_The exercise:_ Identify every line containing the word "styles" and reproduce each one.

_Data lines:_
***

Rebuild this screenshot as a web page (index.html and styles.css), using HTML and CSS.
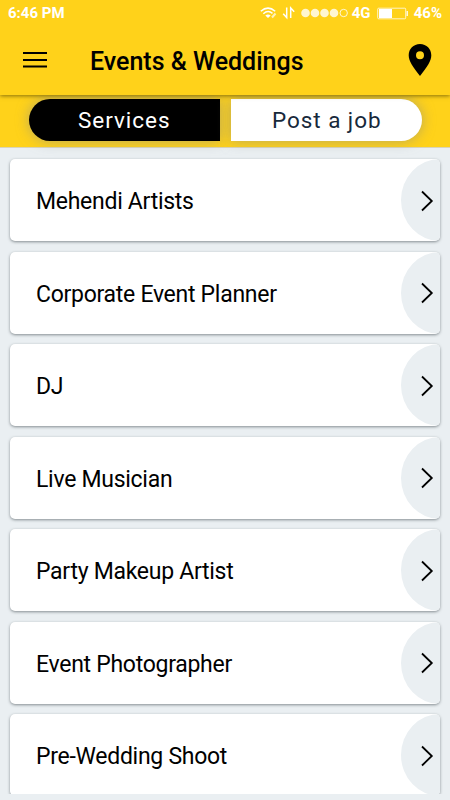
FILE: index.html
```html
<!DOCTYPE html>
<html lang="en">
<head>
<meta charset="utf-8">
<title>Events &amp; Weddings</title>
<link rel="stylesheet" href="styles.css">
</head>
<body>
<svg class="defs" width="0" height="0" aria-hidden="true">
  <symbol id="chevron" viewBox="0 0 14 24"><path d="M2 2.500 11.800 12 2 21.500" fill="none" stroke="#000" stroke-width="1.8"/></symbol>
</svg>
<header class="header">
  <div class="status">
    <span class="time">6:46 PM</span>
    <svg class="signals" width="90" height="14" viewBox="0 0 90 14">
      <g fill="none" stroke="#fff" stroke-width="1.5">
        <path d="M.8 5.200Q8 -1 15.200 5.200M3.300 7.700Q8 3.700 12.500 7.300"/>
        <path d="M12 11.500l3.500-4" stroke-width="2" opacity=".7"/>
        <path d="M26.700 1.500v10l-3.500-3.700M30.700 12v-10l3.500 3.700"/>
      </g>
      <path d="M5.300 9.500Q8 7.500 10.700 9.500L8 12z" fill="#fff"/>
      <g fill="#fff" opacity=".8"><circle cx="45.500" cy="7" r="4.300"/><circle cx="55" cy="7" r="4.300"/><circle cx="64.500" cy="7" r="4.300"/><circle cx="74" cy="7" r="4.300"/></g>
      <circle cx="83.700" cy="7" r="3.700" fill="none" stroke="#fff" opacity=".8"/>
    </svg>
    <span class="network">4G</span>
    <svg class="battery" width="32" height="13" viewBox="0 0 32 13">
      <rect x=".7" y="1.200" width="28" height="10.600" rx="1" fill="none" stroke="#fff" opacity=".75"/>
      <path d="M2 2h13v9H2z" fill="#fff"/><path d="M29.500 4h1.500v5h-1.500z" fill="#fff" opacity=".85"/>
    </svg>
    <span class="percent">46%</span>
  </div>
  <div class="toolbar">
    <svg class="menu" width="24" height="18" viewBox="0 0 24 18"><path d="M0 2h24M0 9h24M0 15.500h24" stroke="#000" stroke-width="2"/></svg>
    <h1 class="title">Events &amp; Weddings</h1>
    <svg class="pin" width="24" height="32" viewBox="0 0 24 32"><path fill="#000" fill-rule="evenodd" d="M12 0C5.400 0 .7 5 .7 11.200.7 17 5 23 12 32c7-9 11.300-15 11.300-20.800C23.300 5 18.600 0 12 0zm0 7.200a4 4 0 1 1 0 8 4 4 0 0 1 0-8z"/></svg>
  </div>
</header>
<nav class="tabs">
  <div class="tab tab-services"><span>Services</span></div>
  <div class="tab tab-post"><span>Post a job</span></div>
</nav>
<main class="list">
  <div class="card"><span>Mehendi Artists</span><div class="go"><svg class="chevron"><use href="#chevron"/></svg></div></div>
  <div class="card"><span>Corporate Event Planner</span><div class="go"><svg class="chevron"><use href="#chevron"/></svg></div></div>
  <div class="card"><span>DJ</span><div class="go"><svg class="chevron"><use href="#chevron"/></svg></div></div>
  <div class="card"><span>Live Musician</span><div class="go"><svg class="chevron"><use href="#chevron"/></svg></div></div>
  <div class="card"><span>Party Makeup Artist</span><div class="go"><svg class="chevron"><use href="#chevron"/></svg></div></div>
  <div class="card"><span>Event Photographer</span><div class="go"><svg class="chevron"><use href="#chevron"/></svg></div></div>
  <div class="card"><span>Pre-Wedding Shoot</span><div class="go"><svg class="chevron"><use href="#chevron"/></svg></div></div>
</main>
</body>
</html>
```
FILE: styles.css
```css
* { box-sizing: border-box; }
body { margin: 0; height: 800px; overflow: hidden; background: #eaeff2; font-family: Roboto, sans-serif; color: #000; }
.defs { display: block; }
.header { position: relative; z-index: 1; height: 95px; background: #ffd21a; box-shadow: 0 1px 4px rgba(70, 60, 0, .65); }
.status { height: 26px; display: flex; align-items: center; color: #fff; padding: 0 8px 0; font-size: 15px; font-weight: 700; white-space: nowrap; }
.time { width: 252px; }
.signals { flex: none; }
.network { margin-left: 2px; width: 24px; }
.battery { flex: none; margin-left: 1px; }
.percent { margin-left: 5px; }
.toolbar { height: 68px; display: flex; align-items: center; padding: 0 18px 0 23px; }
.menu { flex: none; }
.title { margin: 3px 0 0 43px; flex: 1; font-size: 25px; line-height: 32px; font-weight: 500; white-space: nowrap; }
.pin { flex: none; }
.tabs { height: 53px; display: flex; gap: 11px; padding: 4px 28px 6px 29px; background: #ffd21a; border-bottom: 1px solid #d9d4b8; }
.tab { flex: 1; height: 42px; display: flex; align-items: center; justify-content: center; font-size: 22.5px; letter-spacing: .95px; box-shadow: 0 0 13px rgba(145, 145, 130, .65); white-space: nowrap; }
.tab-services { background: #000; color: #fff; border-radius: 21px 0 0 21px; }
.tab-post { padding-left: 1px; background: #fff; color: #17293b; border-radius: 0 21px 21px 0; }
.list { height: 646px; padding: 11px 10px 0; display: flex; flex-direction: column; gap: 10.5px; overflow: hidden; }
.card { flex: none; height: 82px; display: flex; align-items: center; justify-content: space-between; padding-left: 26px; overflow: hidden; border-radius: 5px; background: #fff; font-size: 23px; letter-spacing: -.28px; line-height: 30px; white-space: nowrap; box-shadow: 0 1px 3px rgba(65, 75, 80, .6); }
.card span { padding-top: 4px; }
.go { width: 39px; height: 82px; display: flex; align-items: center; justify-content: flex-end; padding: 1px 6px 0 0; border-radius: 39px 0 0 39px / 41px 0 0 41px; background: #eaeff2; }
.chevron { width: 14px; height: 24px; }
```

***

_Solution to this task:_
Rebuild this screenshot as a web page (index.html and styles.css), using HTML and CSS.
<link rel="stylesheet" href="styles.css">
FILE: styles.css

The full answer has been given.